One of the real problems is finding out whether data has met required targets. “Planners and buyers tend to buy data, say it worked or didn’t and that’s it. They need to get more sophisticated and need to change by giving us proper feedback as to what is working,” says Phillips.

The question of pricing for data has probably become one of the most complex issues through the recession. As data sources have fragmented, but volumes increased, there is now a wide range of ways to buy leads and a significant variation in what it will cost.

“We worked on a campaign for one advertiser who took online data from all channels, offline leads from surveys, brochure requests and telemarketing leads,” says Steve Cox, joint managing director of Funnel Lead Marketing. “The range of pricing across those sources differed by a factor of 15.”

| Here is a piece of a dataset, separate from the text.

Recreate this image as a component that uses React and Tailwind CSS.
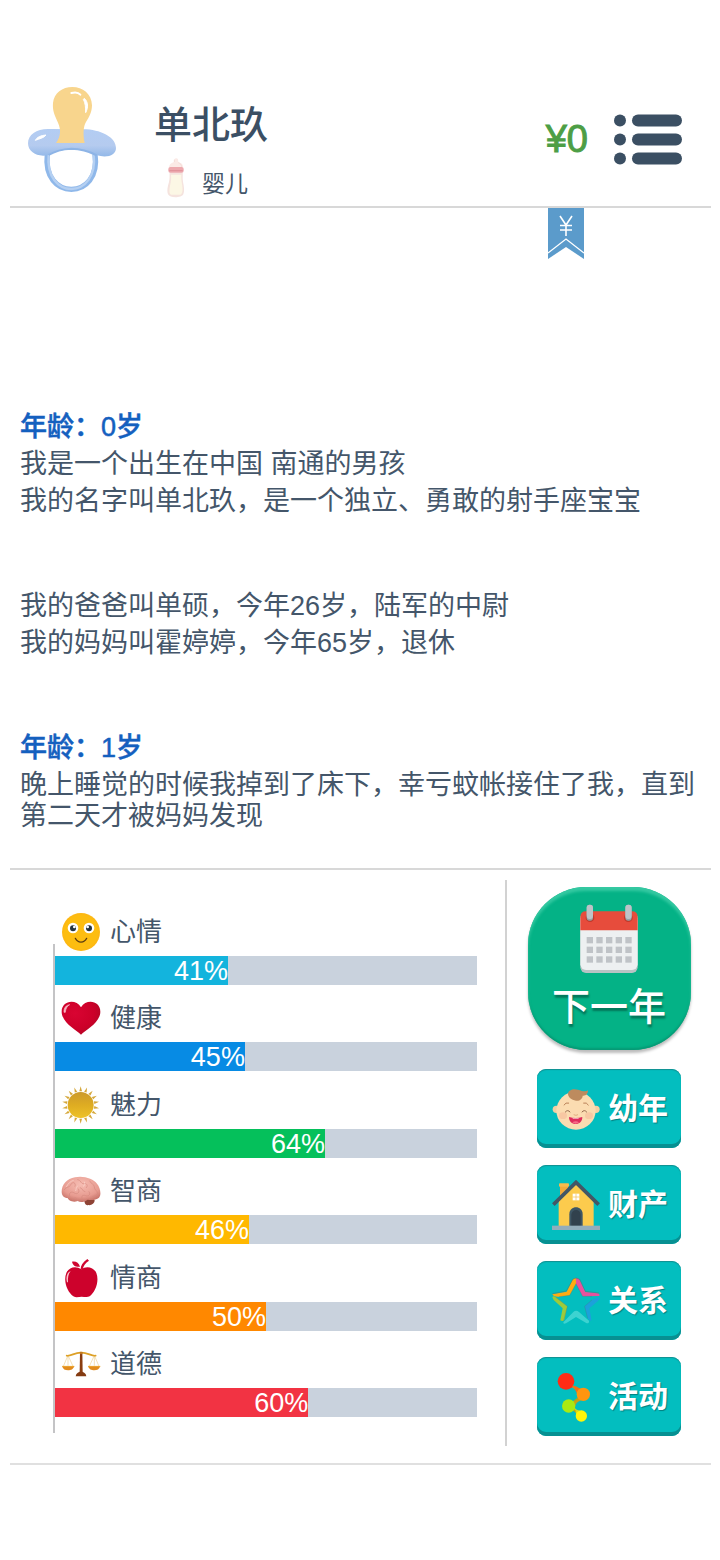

That is a big variation to account for within a single campaign, but points to a client with sophisticated metrics and who is looking at ROI beyond simple cost per acquisition. Cox says different prices are also justified by the level of warmth and interest that different sources will display.

“A consumer who opts in to a third-party email programme, gets an email, reads the subject line, opens it, clicks through and then provides their name, address and other contact details is a considered opt-in. You have to look at each source on its merits,” he says.

Data is available in probably greater volume than ever before. Despite the downturn, it is still possible to get fresh leads on in-market buyers. But if finding data is easy, working out which data to choose – and what to pay for it – has probably never been harder.